The term “alternative dispute resolution” or “ADR” is arguably used in its wider sense and as a ready reference to any form of dispute resolution that may operate as an alternative to litigation. In the UAE, the right to court, that is the right to litigate, is understood as a fundamental right, to which recourse to any form of ADR operates as an exception. In this sense, ADR is generally taken to be an exceptional form of dispute resolution in digression from recourse to the courts. Thus, ADR within the meaning of the FDI Law is likely to encompass arbitration as well as other forms of ADR, such as mediation (or conciliation) and expert determination.
That said, it is not clear how an arbitration process is intended to operate under the FDI Law. A closer look at the dispute resolution clause reveals that it is fraught with a number of pathologies and as such is unlikely to work seamlessly in practice (unless both the licensed investment company and the UAE agree on the terms under which their dispute is to be referred to arbitration):
- ADR/arbitration: is only an option in the terms of Article 12(1), FDI Law (“may be settled by alternative dispute resolution”), which remains subject to the fundamental right to go to court; in other words, even if a licensed investment company triggered arbitration under Article 12, FDI Law, the UAE could still insist on subjecting the dispute to the competent UAE courts instead (“[w]ithout prejudice to the right to litigate”).
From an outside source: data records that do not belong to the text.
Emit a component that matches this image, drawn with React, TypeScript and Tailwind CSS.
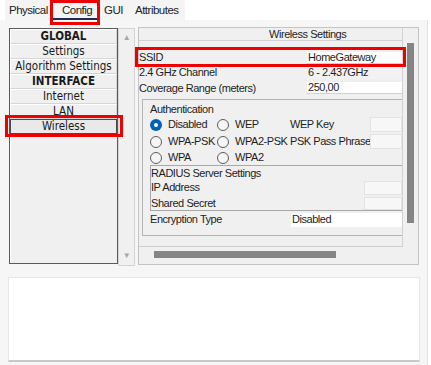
import React from "react";

const listItems: { label: string; bold?: boolean; selected?: boolean }[] = [
  { label: "GLOBAL", bold: true },
  { label: "Settings" },
  { label: "Algorithm Settings" },
  { label: "INTERFACE", bold: true },
  { label: "Internet" },
  { label: "LAN" },
  { label: "Wireless", selected: true },
];

function Radio({ checked = false }: { checked?: boolean }) {
  if (checked) {
    return (
      <span className="w-[12px] h-[12px] rounded-full bg-[#0061b9] flex items-center justify-center shrink-0">
        <span className="w-[4px] h-[4px] rounded-full bg-white" />
      </span>
    );
  }
  return <span className="w-[12px] h-[12px] rounded-full border border-[#5c5c5c] bg-[#f6f6f6] shrink-0" />;
}

function Option({ label, checked, w }: { label: string; checked?: boolean; w: string }) {
  return (
    <div className={`flex items-center gap-[6px] ${w} shrink-0 whitespace-nowrap`}>
      <Radio checked={checked} />
      <span>{label}</span>
    </div>
  );
}

function Field() {
  return <div className="w-[32px] h-[15px] bg-[#f7f7f7] border border-[#e3e3e3] shrink-0" />;
}

export default function App() {
  return (
    <div className="relative w-[431px] h-[365px] bg-white overflow-hidden font-['Liberation_Sans',Arial,sans-serif] text-[11px] tracking-[-0.45px] text-[#1e1e1e] leading-none">
      {/* tab strip */}
      <div className="flex h-[20px] text-[11.5px] tracking-[-0.5px] text-[#222] whitespace-nowrap">
        <div className="w-[5px]" />
        <div className="flex bg-[#f4f4f4] w-[180px]">
          <div className="w-[50px] pl-[4px] pt-[5px]">Physical</div>
          <div className="w-[45px] pl-[7px] pt-[5px] relative">
            Config
            <div className="absolute left-[-2px] right-[3px] bottom-0 h-[2px] bg-[#1e2d52]" />
          </div>
          <div className="w-[30px] pl-[4px] pt-[5px]">GUI</div>
          <div className="w-[55px] pl-[5px] pt-[5px]">Attributes</div>
        </div>
      </div>

      {/* body */}
      <div className="w-[428px] h-[345px] bg-[#f6f6f6] border-r border-[#e4e4e4] pt-[8px] pl-[9px]">
        <div className="flex h-[238px]">
          {/* left list */}
          <div className="w-[109px] h-[236px] border border-[#5a5a5a] bg-[#f0f0f0] flex flex-col font-['DejaVu_Sans_Condensed','DejaVu_Sans',sans-serif] text-[11.5px] tracking-normal text-[#1a1a1a]">
            {listItems.map((it) => (
              <div
                key={it.label}
                className={`h-[15px] shrink-0 flex items-center justify-center border ${
                  it.selected
                    ? "border-[#4a4a4a] bg-[#e9e9e9]"
                    : "border-t-white border-l-white border-b-[#d6d6d6] border-r-[#d6d6d6] bg-[#f0f0f0]"
                } ${it.bold ? "font-bold" : ""}`}
              >
                {it.label}
              </div>
            ))}
            <div className="flex-1 border-l border-t border-white" />
          </div>
          {/* left scrollbar */}
          <div className="w-[17px] h-[238px] border border-[#d4d4d4] bg-[#f0f0f0] flex flex-col items-center justify-between py-[5px] text-[#a6a6a6] text-[8px]">
            <span>▲</span>
            <span>▼</span>
          </div>

          {/* right panel */}
          <div className="ml-[3px] w-[281px] h-[238px] border border-[#c4c4c4] bg-[#f0f0f0] flex flex-col -mt-[1px]">
            <div className="flex h-[219px]">
              {/* viewport */}
              <div className="w-[263px] flex flex-col border-b border-[#cfcfcf]">
                <div className="h-[13px] border-b border-[#d2d2d2] pl-[130px] pt-[1px] whitespace-nowrap">Wireless Settings</div>
                <div className="mt-[9px] h-[15px] flex items-center">
                  <span className="w-[168px]">SSID</span>
                  <div className="w-[95px] h-[12px] bg-white border-b border-[#d0d0d0] pl-[1px] flex items-center">HomeGateway</div>
                </div>
                <div className="h-[15px] flex items-center">
                  <span className="w-[168px]">2.4 GHz Channel</span>
                  <div className="w-[95px] h-[12px] bg-[#f2f2f2] pl-[1px] flex items-center">6 - 2.437GHz</div>
                </div>
                <div className="h-[16px] flex items-center">
                  <span className="w-[168px] whitespace-nowrap">Coverage Range (meters)</span>
                  <div className="w-[95px] h-[12px] bg-white border-b border-[#d0d0d0] pl-[1px] flex items-center">250,00</div>
                </div>

                {/* authentication group */}
                <div className="mt-[3px] ml-[3px] w-[260px] h-[137px] border border-r-0 border-[#b4b4b4] pl-[7px] flex flex-col">
                  <div className="h-[16px] pt-[4px]">Authentication</div>
                  <div className="h-[17px] flex items-center">
                    <Option label="Disabled" checked w="w-[67px]" />
                    <Option label="WEP" w="w-[73px]" />
                    <span className="w-[80px] shrink-0">WEP Key</span>
                    <Field />
                  </div>
                  <div className="h-[17px] flex items-center">
                    <Option label="WPA-PSK" w="w-[67px]" />
                    <Option label="WPA2-PSK" w="w-[73px]" />
                    <span className="w-[80px] shrink-0 whitespace-nowrap">PSK Pass Phrase</span>
                    <Field />
                  </div>
                  <div className="h-[15px] flex items-center">
                    <Option label="WPA" w="w-[67px]" />
                    <Option label="WPA2" w="w-[73px]" />
                  </div>
                  <div className="h-[46px] border border-r-0 border-[#a8a8a8] flex flex-col">
                    <div className="h-[13px] pt-[2px] whitespace-nowrap">RADIUS Server Settings</div>
                    <div className="h-[17px] flex items-center justify-between">
                      <span>IP Address</span>
                      <div className="w-[38px] h-[14px] bg-[#f7f7f7] border border-[#e3e3e3]" />
                    </div>
                    <div className="h-[14px] flex items-center justify-between">
                      <span>Shared Secret</span>
                      <div className="w-[38px] h-[13px] bg-[#f7f7f7] border border-[#e3e3e3]" />
                    </div>
                  </div>
                  <div className="h-[17px] flex items-center">
                    <span className="w-[141px]">Encryption Type</span>
                    <div className="w-[111px] h-[14px] bg-white flex items-center pl-[1px]">Disabled</div>
                  </div>
                </div>
              </div>
              {/* vertical scrollbar */}
              <div className="w-[16px] border-l border-[#d2d2d2] pl-[4px] pt-[15px]">
                <div className="w-[7px] h-[180px] bg-[#858585]" />
              </div>
            </div>
            {/* horizontal scrollbar */}
            <div className="h-[17px] pl-[15px] pt-[4px]">
              <div className="w-[182px] h-[7px] bg-[#858585]" />
            </div>
          </div>
        </div>

        {/* bottom text area */}
        <div className="mt-[11px] -ml-[1px] w-[412px] h-[85px] bg-white border border-[#e8e8e8] border-b-2 border-b-[#c8c8c8]" />
      </div>

      {/* red annotation boxes */}
      <div className="absolute left-[50px] top-0 w-[50px] h-[25px] border-[3px] border-[#ee0000]" />
      <div className="absolute left-[5px] top-[115px] w-[118px] h-[22px] border-[3px] border-[#ee0000]" />
      <div className="absolute left-[135px] top-[47px] w-[271px] h-[20px] border-[3px] border-[#ee0000]" />
    </div>
  );
}
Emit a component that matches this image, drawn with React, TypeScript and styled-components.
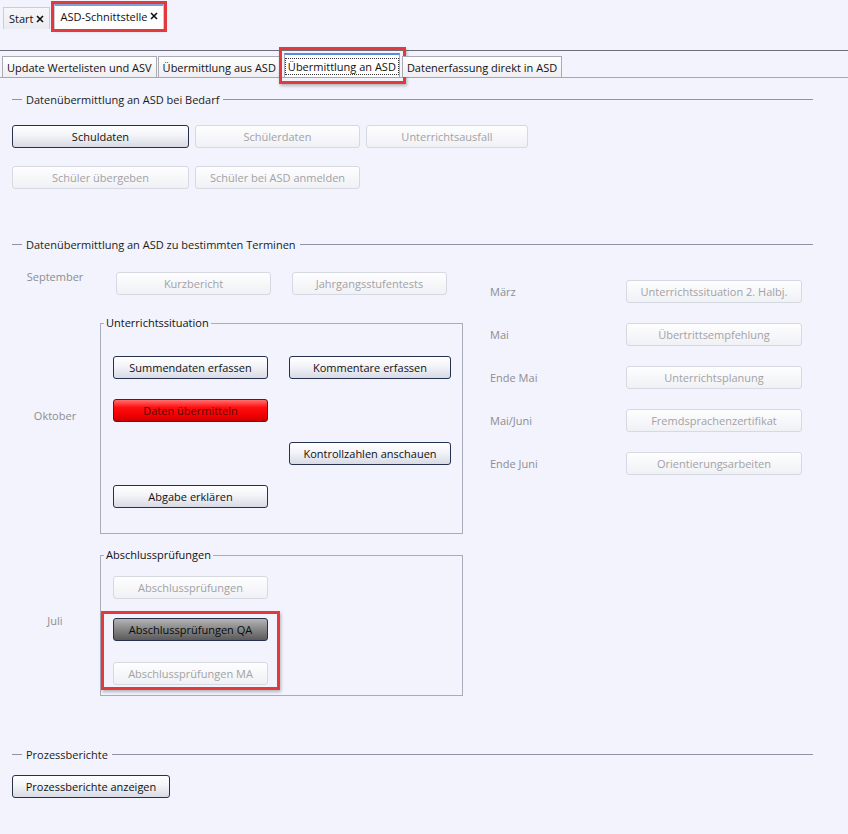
import styled, { createGlobalStyle, css } from 'styled-components';

const GlobalStyle = createGlobalStyle`
  html, body {
    margin: 0;
    padding: 0;
    background: #f2f3fc;
  }
  body {
    font-family: "Open Sans", "Noto Sans", "Liberation Sans", sans-serif;
    font-size: 11px;
    color: #1b1b1b;
  }
`;

const Page = styled.div`
  width: 848px;
  height: 834px;
  overflow: hidden;
  background: #f2f3fc;
`;

/* ---------- document tabs ---------- */

const DocTabs = styled.div`
  height: 30px;
  display: flex;
  align-items: flex-end;
  gap: 4px;
  padding-left: 3px;
  box-sizing: border-box;
  padding-bottom: 1px;
`;

const DocTab = styled.div<{ $active?: boolean }>`
  display: flex;
  align-items: center;
  gap: 3px;
  height: 22px;
  padding: 0 5px 0 5px;
  box-sizing: border-box;
  border: 1px solid #c9cbd6;
  border-bottom: none;
  background: linear-gradient(#f7f7fa, #ebecf2);
  color: #111;
  ${({ $active }) =>
    $active &&
    css`
      height: 25px;
      background: #ffffff;
      border-top: 2px solid #7f9fd8;
      outline: 3px solid #e2393c;
      box-shadow: 1px 2px 3px rgba(0, 0, 0, 0.25);
      padding-bottom: 3px;
    `}
`;

const CloseIcon = () => (
  <svg width="8" height="8" viewBox="0 0 8 8">
    <path d="M1 1 L7 7 M7 1 L1 7" stroke="#111" strokeWidth="1.6" />
  </svg>
);

/* ---------- view tabs ---------- */

const ViewTabs = styled.div`
  margin-top: 20px;
  border-top: 1px solid #6e6f7b;
  border-bottom: 1px solid #a2a6b8;
  height: 26px;
  display: flex;
  align-items: flex-end;
  gap: 1px;
  padding-left: 2px;
`;

const ViewTab = styled.div<{ $active?: boolean }>`
  position: relative;
  height: 21px;
  padding: 0 4px;
  box-sizing: border-box;
  display: flex;
  align-items: center;
  border: 1px solid #a9aab2;
  border-bottom: none;
  background: linear-gradient(#ffffff, #eeeef3);
  color: #111;
  white-space: nowrap;
  ${({ $active }) =>
    $active &&
    css`
      height: 24px;
      margin: 0 1px 0 2px;
      padding: 0 1px;
      background: #ffffff;
      border-top: 2px solid #5b8ad6;
      &::after {
        content: '';
        position: absolute;
        left: -6px;
        right: -7px;
        top: -8px;
        bottom: -7px;
        border: 3px solid #e2393c;
        box-shadow: 1px 2px 3px rgba(0, 0, 0, 0.25);
        pointer-events: none;
      }
    `}
`;

const FocusText = styled.span`
  outline: 1px dotted #333;
  padding: 0 2px;
  line-height: 15px;
`;

/* ---------- content ---------- */

const Content = styled.div`
  padding: 13px 35px 0 12px;
`;

const SectionLegend = styled.div<{ $top?: number }>`
  display: flex;
  align-items: center;
  gap: 4px;
  height: 16px;
  margin-top: ${({ $top }) => $top ?? 0}px;
  white-space: nowrap;

  &::before {
    content: '';
    width: 10px;
    height: 1px;
    background: #8f93a5;
  }
  &::after {
    content: '';
    flex: 1;
    height: 1px;
    background: #8f93a5;
  }
`;

const ButtonRow = styled.div<{ $top: number }>`
  display: flex;
  gap: 6px;
  margin-top: ${({ $top }) => $top}px;
`;

type Variant = 'default' | 'disabled' | 'danger' | 'pressed';

const Button = styled.button<{ $variant?: Variant; $w: number }>`
  width: ${({ $w }) => $w}px;
  height: 23px;
  box-sizing: border-box;
  padding: 0;
  font: inherit;
  border-radius: 3px;
  border: 1px solid #25314e;
  color: #111;
  background: linear-gradient(#ffffff 0%, #f3f4f8 45%, #d8dae5 100%);
  cursor: default;
  white-space: nowrap;

  ${({ $variant }) =>
    $variant === 'disabled' &&
    css`
      border-color: #d7d9e2;
      color: #a2a2a6;
      background: linear-gradient(#fefeff, #f0f1f5);
    `}
  ${({ $variant }) =>
    $variant === 'danger' &&
    css`
      border-color: #4c1e26;
      color: #5e0606;
      background: linear-gradient(#ff7070 0%, #ff1010 35%, #f00000 75%, #c80000 100%);
    `}
  ${({ $variant }) =>
    $variant === 'pressed' &&
    css`
      border-color: #25314e;
      color: #0a0a0a;
      background: linear-gradient(#b4b4b4 0%, #8a8a8a 45%, #5a5a5a 100%);
    `}
`;

const Termine = styled.div`
  display: flex;
  margin-top: 20px;
`;

const LeftColumn = styled.div`
  width: 478px;
  display: flex;
  flex-direction: column;
`;

const DateRow = styled.div<{ $top?: number }>`
  display: flex;
  align-items: flex-start;
  margin-top: ${({ $top }) => $top ?? 0}px;
`;

const MonthLabel = styled.div<{ $offset?: number }>`
  width: 86px;
  margin-right: 2px;
  text-align: center;
  color: #8d8d92;
  line-height: 16px;
  margin-top: ${({ $offset }) => $offset ?? 0}px;
`;

const SeptemberButtons = styled.div`
  display: flex;
  gap: 21px;
  padding-left: 16px;
`;

const Group = styled.fieldset<{ $pad: string }>`
  margin: 0;
  width: 363px;
  box-sizing: border-box;
  min-width: 0;
  border: 1px solid #a9adbb;
  padding: ${({ $pad }) => $pad};
`;

const GroupLegend = styled.legend`
  padding: 0 2px;
  margin-left: -9px;
  line-height: 16px;
  color: #111;
`;

const SituationGrid = styled.div`
  display: grid;
  grid-template-columns: 155px 162px;
  grid-auto-rows: 23px;
  column-gap: 21px;
  row-gap: 20px;
`;

const Stack = styled.div`
  display: flex;
  flex-direction: column;
  align-items: flex-start;
  gap: 19px;
`;

const Highlight = styled.div`
  position: relative;
  display: flex;
  flex-direction: column;
  gap: 21px;

  &::after {
    content: '';
    position: absolute;
    left: -12px;
    top: -7px;
    width: 179px;
    height: 79px;
    border: 3px solid #e2393c;
    box-sizing: border-box;
    box-shadow: 1px 2px 3px rgba(0, 0, 0, 0.25);
    pointer-events: none;
  }
`;

const RightColumn = styled.div`
  padding-top: 8px;
  display: flex;
  flex-direction: column;
  gap: 20px;
`;

const RightRow = styled.div`
  display: flex;
  align-items: center;
  height: 23px;
`;

const RightLabel = styled.div`
  width: 136px;
  color: #8d8d92;
`;

const rightRows = [
  ['März', 'Unterrichtssituation 2. Halbj.'],
  ['Mai', 'Übertrittsempfehlung'],
  ['Ende Mai', 'Unterrichtsplanung'],
  ['Mai/Juni', 'Fremdsprachenzertifikat'],
  ['Ende Juni', 'Orientierungsarbeiten'],
];

export default function App() {
  return (
    <Page>
      <GlobalStyle />
      <DocTabs>
        <DocTab>
          Start <CloseIcon />
        </DocTab>
        <DocTab $active>
          ASD-Schnittstelle <CloseIcon />
        </DocTab>
      </DocTabs>

      <ViewTabs>
        <ViewTab>Update Wertelisten und ASV</ViewTab>
        <ViewTab>Übermittlung aus ASD</ViewTab>
        <ViewTab $active>
          <FocusText>Übermittlung an ASD</FocusText>
        </ViewTab>
        <ViewTab>Datenerfassung direkt in ASD</ViewTab>
      </ViewTabs>

      <Content>
        <SectionLegend>Datenübermittlung an ASD bei Bedarf</SectionLegend>
        <ButtonRow $top={18}>
          <Button $w={177}>Schuldaten</Button>
          <Button $w={165} $variant="disabled">Schülerdaten</Button>
          <Button $w={162} $variant="disabled">Unterrichtsausfall</Button>
        </ButtonRow>
        <ButtonRow $top={18}>
          <Button $w={177} $variant="disabled">Schüler übergeben</Button>
          <Button $w={165} $variant="disabled">Schüler bei ASD anmelden</Button>
        </ButtonRow>

        <SectionLegend $top={47}>Datenübermittlung an ASD zu bestimmten Terminen</SectionLegend>

        <Termine>
          <LeftColumn>
            <DateRow>
              <MonthLabel $offset={-3}>September</MonthLabel>
              <SeptemberButtons>
                <Button $w={155} $variant="disabled">Kurzbericht</Button>
                <Button $w={155} $variant="disabled">Jahrgangsstufentests</Button>
              </SeptemberButtons>
            </DateRow>

            <DateRow $top={20}>
              <MonthLabel $offset={93}>Oktober</MonthLabel>
              <Group $pad="25px 12px 25px 12px">
                <GroupLegend>Unterrichtssituation</GroupLegend>
                <SituationGrid>
                  <Button $w={155}>Summendaten erfassen</Button>
                  <Button $w={162}>Kommentare erfassen</Button>
                  <Button $w={155} $variant="danger">Daten übermitteln</Button>
                  <span />
                  <span />
                  <Button $w={162}>Kontrollzahlen anschauen</Button>
                  <Button $w={155}>Abgabe erklären</Button>
                </SituationGrid>
              </Group>
            </DateRow>

            <DateRow $top={13}>
              <MonthLabel $offset={66}>Juli</MonthLabel>
              <Group $pad="13px 12px 10px 12px">
                <GroupLegend>Abschlussprüfungen</GroupLegend>
                <Stack>
                  <Button $w={155} $variant="disabled">Abschlussprüfungen</Button>
                  <Highlight>
                    <Button $w={155} $variant="pressed">Abschlussprüfungen QA</Button>
                    <Button $w={155} $variant="disabled">Abschlussprüfungen MA</Button>
                  </Highlight>
                </Stack>
              </Group>
            </DateRow>
          </LeftColumn>

          <RightColumn>
            {rightRows.map(([month, label]) => (
              <RightRow key={month}>
                <RightLabel>{month}</RightLabel>
                <Button $w={176} $variant="disabled">{label}</Button>
              </RightRow>
            ))}
          </RightColumn>
        </Termine>

        <SectionLegend $top={50}>Prozessberichte</SectionLegend>
        <ButtonRow $top={13}>
          <Button $w={158}>Prozessberichte anzeigen</Button>
        </ButtonRow>
      </Content>
    </Page>
  );
}
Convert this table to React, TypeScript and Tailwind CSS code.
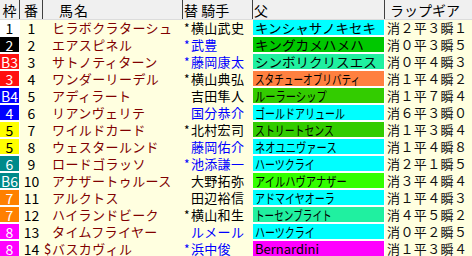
import React from 'react';

type Row = {
  waku: string;
  wakuCls: string;
  no: number;
  mark: string;
  name: string;
  jMark: string;
  jockey: string;
  jCls: string;
  sire: string;
  sireBg: string;
  sireScale: string;
  lap: string;
};

const rows: Row[] = [
  { waku: '1', wakuCls: 'bg-white text-black', no: 1, mark: '', name: 'ヒラボクラターシュ', jMark: '*', jockey: '横山武史', jCls: 'text-black', sire: 'キンシャサノキセキ', sireBg: 'bg-[#00ffff]', sireScale: 'scale-x-[1.04]', lap: '消２平３瞬１' },
  { waku: '2', wakuCls: 'bg-black text-white', no: 2, mark: '', name: 'エアスピネル', jMark: '*', jockey: '武豊', jCls: 'text-[#0000ff]', sire: 'キングカメハメハ', sireBg: 'bg-[#00c800]', sireScale: 'scale-x-[1.05]', lap: '消０平３瞬５' },
  { waku: 'B3', wakuCls: 'bg-[#ff1010] text-white', no: 3, mark: '', name: 'サトノティターン', jMark: '*', jockey: '藤岡康太', jCls: 'text-[#0000ff]', sire: 'シンボリクリスエス', sireBg: 'bg-[#20f0a0]', sireScale: 'scale-x-[1.04]', lap: '消０平４瞬３' },
  { waku: '3', wakuCls: 'bg-[#ff1010] text-white', no: 4, mark: '', name: 'ワンダーリーデル', jMark: '*', jockey: '横山典弘', jCls: 'text-black', sire: 'スタチューオブリバティ', sireBg: 'bg-[#ff8040]', sireScale: 'scale-x-[0.74]', lap: '消１平４瞬２' },
  { waku: 'B4', wakuCls: 'bg-[#0000ff] text-white', no: 5, mark: '', name: 'アディラート', jMark: '', jockey: '吉田隼人', jCls: 'text-black', sire: 'ルーラーシップ', sireBg: 'bg-[#33cc00]', sireScale: 'scale-x-[0.79]', lap: '消１平７瞬４' },
  { waku: '4', wakuCls: 'bg-[#0000ff] text-white', no: 6, mark: '', name: 'リアンヴェリテ', jMark: '', jockey: '国分恭介', jCls: 'text-[#0000ff]', sire: 'ゴールドアリュール', sireBg: 'bg-[#00ffff]', sireScale: 'scale-x-[0.77]', lap: '消６平３瞬０' },
  { waku: '5', wakuCls: 'bg-[#ffff00] text-black', no: 7, mark: '', name: 'ワイルドカード', jMark: '*', jockey: '北村宏司', jCls: 'text-black', sire: 'ストリートセンス', sireBg: 'bg-[#33cc00]', sireScale: 'scale-x-[0.76]', lap: '消１平３瞬４' },
  { waku: '5', wakuCls: 'bg-[#ffff00] text-black', no: 8, mark: '', name: 'ウェスタールンド', jMark: '', jockey: '藤岡佑介', jCls: 'text-[#0000ff]', sire: 'ネオユニヴァース', sireBg: 'bg-[#00ffff]', sireScale: 'scale-x-[0.79]', lap: '消１平４瞬８' },
  { waku: '6', wakuCls: 'bg-[#008a8a] text-white', no: 9, mark: '', name: 'ロードゴラッソ', jMark: '*', jockey: '池添謙一', jCls: 'text-[#0000ff]', sire: 'ハーツクライ', sireBg: 'bg-[#00ffff]', sireScale: 'scale-x-[0.77]', lap: '消２平１瞬５' },
  { waku: 'B6', wakuCls: 'bg-[#008a8a] text-white', no: 10, mark: '', name: 'アナザートゥルース', jMark: '', jockey: '大野拓弥', jCls: 'text-black', sire: 'アイルハヴアナザー', sireBg: 'bg-[#33ff00]', sireScale: 'scale-x-[0.79]', lap: '消３平４瞬４' },
  { waku: '7', wakuCls: 'bg-[#ff8000] text-white', no: 11, mark: '', name: 'アルクトス', jMark: '', jockey: '田辺裕信', jCls: 'text-black', sire: 'アドマイヤオーラ', sireBg: 'bg-[#00ffff]', sireScale: 'scale-x-[0.77]', lap: '消１平４瞬３' },
  { waku: '7', wakuCls: 'bg-[#ff8000] text-white', no: 12, mark: '', name: 'ハイランドビーク', jMark: '*', jockey: '横山和生', jCls: 'text-black', sire: 'トーセンブライト', sireBg: 'bg-[#20f0a0]', sireScale: 'scale-x-[0.74]', lap: '消４平５瞬２' },
  { waku: '8', wakuCls: 'bg-[#ff00ff] text-white', no: 13, mark: '', name: 'タイムフライヤー', jMark: '', jockey: 'ルメール', jCls: 'text-[#0000ff]', sire: 'ハーツクライ', sireBg: 'bg-[#00ffff]', sireScale: 'scale-x-[0.77]', lap: '消０平２瞬５' },
  { waku: '8', wakuCls: 'bg-[#ff00ff] text-white', no: 14, mark: '$', name: 'バスカヴィル', jMark: '*', jockey: '浜中俊', jCls: 'text-[#0000ff]', sire: 'Bernardini', sireBg: 'bg-[#ff00ff]', sireScale: 'scale-x-[1]', lap: '消１平３瞬４' },
];

const HeaderRow: React.FC = () => (
  <div className="flex h-[20px] bg-[#f0f0f0] border-b border-[#dcdcdc] text-[14px] leading-none text-black">
    <div className="w-[20px] flex items-center justify-center border-r border-[#404040]">枠</div>
    <div className="w-[23px] flex items-center justify-center border-r border-[#404040]">番</div>
    <div className="w-[140px] flex items-center pl-[16px] border-r border-[#404040] tracking-[1px]">馬名</div>
    <div className="w-[70px] flex items-center pl-[1px] border-r border-[#404040]">替&nbsp;騎手</div>
    <div className="w-[132px] flex items-center pl-[1px] border-r border-[#404040]">父</div>
    <div className="w-[87px] flex items-center pl-[5px]">ラップギア</div>
  </div>
);

const BodyRow: React.FC<{ r: Row }> = ({ r }) => (
  <div className="flex h-[17px] text-[13px] leading-none">
    <div className="w-[20px] h-full bg-white">
      <div className={`w-[19px] h-[15px] flex items-center justify-center text-[14px] ${r.wakuCls}`}>{r.waku}</div>
    </div>
    <div className="w-[23px] h-[15px] flex items-center justify-center text-[14px] text-black">{r.no}</div>
    <div className="w-[140px] h-[15px] flex items-center pl-[1px] text-[#800000] tracking-[0.4px] whitespace-nowrap">
      <span className="w-[8px] shrink-0">{r.mark}</span>
      <span>{r.name}</span>
    </div>
    <div className={`w-[70px] h-[15px] flex items-center pl-[1px] whitespace-nowrap tracking-[0.3px] ${r.jCls}`}>
      <span className="w-[7px] shrink-0 text-[12px]">{r.jMark}</span>
      <span>{r.jockey}</span>
    </div>
    <div className="w-[132px] h-full bg-white">
      <div className={`w-[131px] h-[15px] flex items-center pl-[2px] ${r.sireBg}`}>
        <span className={`inline-block origin-left whitespace-nowrap text-black ${r.sireScale}`}>{r.sire}</span>
      </div>
    </div>
    <div className="w-[87px] h-[15px] flex items-center pl-[2px] text-[#111] tracking-[0.4px] whitespace-nowrap">{r.lap}</div>
  </div>
);

export default function App() {
  return (
    <div className="w-[472px] h-[256px] overflow-hidden bg-[#ffffe0] font-['Noto_Sans_CJK_JP','Liberation_Sans',sans-serif]">
      <HeaderRow />
      {rows.map((r) => (
        <BodyRow key={r.no} r={r} />
      ))}
    </div>
  );
}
- UAE courts: remain a mandatory forum for the resolution of disputes under the FDI Law under Article 12(2), FDI Law (“cases of Foreign Direct Investment Projects shall be heard […] by the competent [UAE] courts […]”).
- State consent: would be required for a valid reference to arbitration; in practical terms, this means that a licensed foreign investment company will not be able to take a respondent UAE state entity to arbitration without the UAE’s express agreement to arbitrate (for example, Article 36 of Dubai Law No. 6 of 1997, which requires exemption from the Ruler of Dubai for a dispute resolution provision contained in a government contract and providing for arbitration abroad read together with Dubai Instruction Order of 6 February 1998; Articles 8 and 9 of Dubai Law No. 32 of 2008; and Council of Ministers Decision No. 406/2 of 2003, dated 15 September 2003, which requires the prior approval from the Council of Ministers after review of the Ministry of Justice of any arbitration clause contained in a contract concluded by a federal government department).
- Arbitration process: would be ad hoc and as such conducted under the UAE Federal Arbitration Law, rather than under the auspices of an arbitral institution (with all the appurtenant procedural difficulties).
However, it is important to bear in mind that some emirates require a formal notice to be served on the Legal Affairs Department before suing a governmental authority, whether in arbitration or before the courts (for example, for the situation in Dubai: Article 3D of Dubai Law No. 3 of 1996, as amended by Dubai Law No. 10 of 2005). If the Legal Affairs Department does not reply within 30 days from the filing of the notice, the claimant may commence proceedings before the UAE courts or the competent arbitral forum. In addition, there are a number of limitations on securing attachments over or enforcing awards against governmental property (for example, Article 247, UAE Civil Procedures Code; and Article 103, UAE Civil Code). That said, arbitral awards are readily enforceable against government-owned private incorporated entities, such as LLCs owned by, for example, the Ruler of Dubai.